Now my problem is, when I compile the above code, everything is a-ok. (Also put -Wall flag on my compilation command just in case.) However, when I run the executable file, instead of printing the desired results on the screen, it produces a dump "core.xxxx" file. Now, I wouldn't just ask for help as long there something I can go by but thats just it, the compiler doesn't produce any warnings or errors. So now I'm stumped. I tried to search all over the web for a solution but I can't seem to find anything (most probably my google-fu is weak). So I ask if anyone can look over my code and point out what I did wrong. A clue would be fine also . Also feel free to criticize if you see anything bad in my work.

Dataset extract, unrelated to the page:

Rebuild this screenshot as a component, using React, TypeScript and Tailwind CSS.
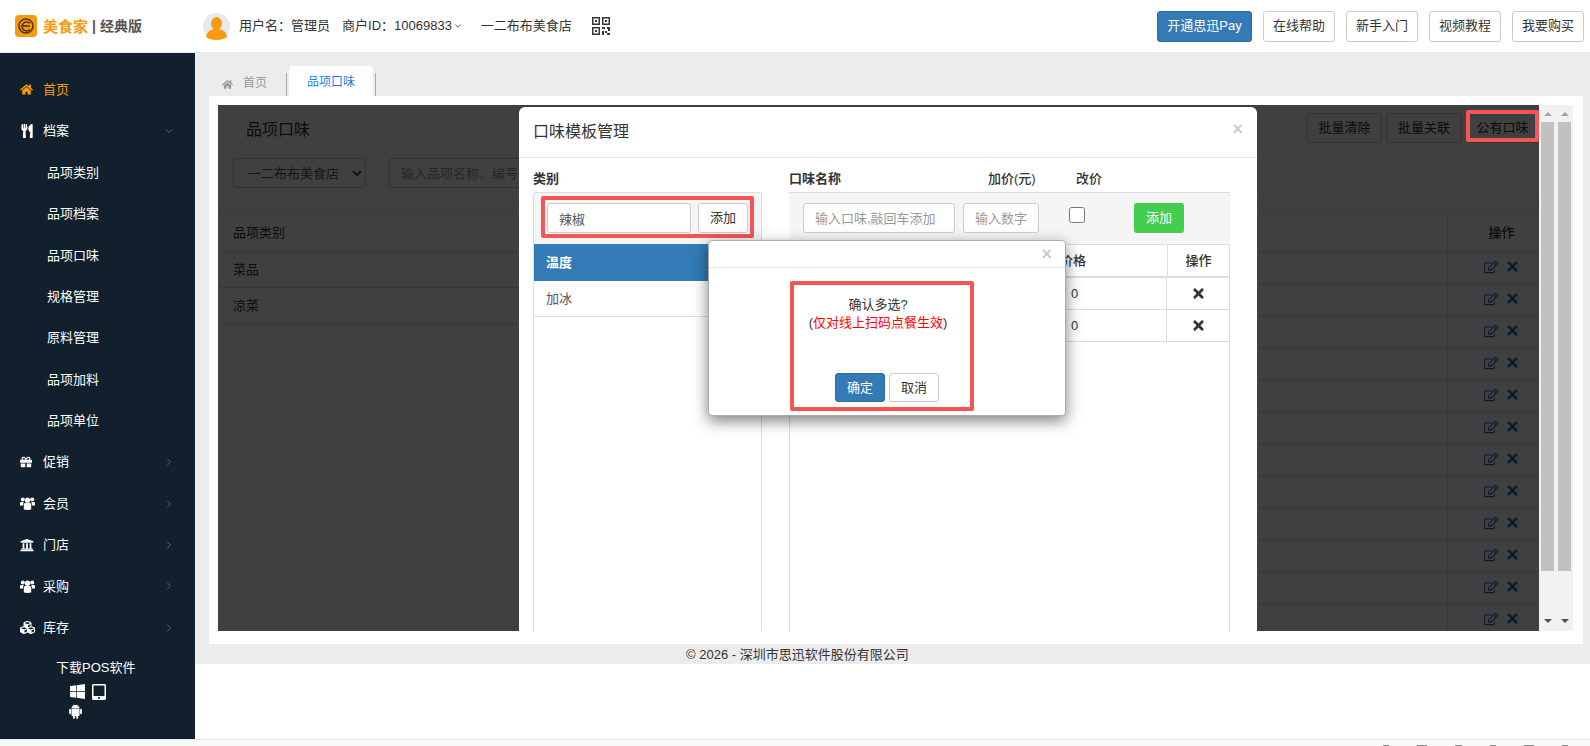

Thanks for any and all response.

You can't pass by reference in C, everything is passed by value. However, you can pass a pointer to whatever it is you want to pass (which you're doing).

Other than names, what's the difference from holder and holder2?

> holder *struct1;
Is a pointer to something (in this case, it's wild).
You can't do anything to struct1 until you point it to something.

ie,

Code:

holder * struct1;
holder theData;

struct1 = &theData;

Other than that, it's fine, although you might want to work on meaningful varaible names. Also struct's are like blueprints, there's no need to define the same blueprints twice, (you can use the same blueprints to construct 2 different -- but identical in design, buildings).

Code:

>typedef struct
>{
>        holder *struct1;
>        holder2 *struct2;
>} allstruct;

To reiterate zacs's comments, these are just pointers. To actually store data, you must malloc() some storage for them:

Code:

test.struct1 = malloc(sizeof *test.struct1);
test.struct2 = malloc(sizeof *test.struct2);

Since you don't actually use struct2, you wouldn't actually need the second line, until you actually use struct2. A second solution would be to make struct1 and struct2 nonpointers:

Code:

typedef struct
{
        holder struct1;
        holder2 struct2;
} allstruct;

Make sure to #include <stdlib.h> for malloc().

Remember that all malloc must have a free later, otherwise you get a memory leak.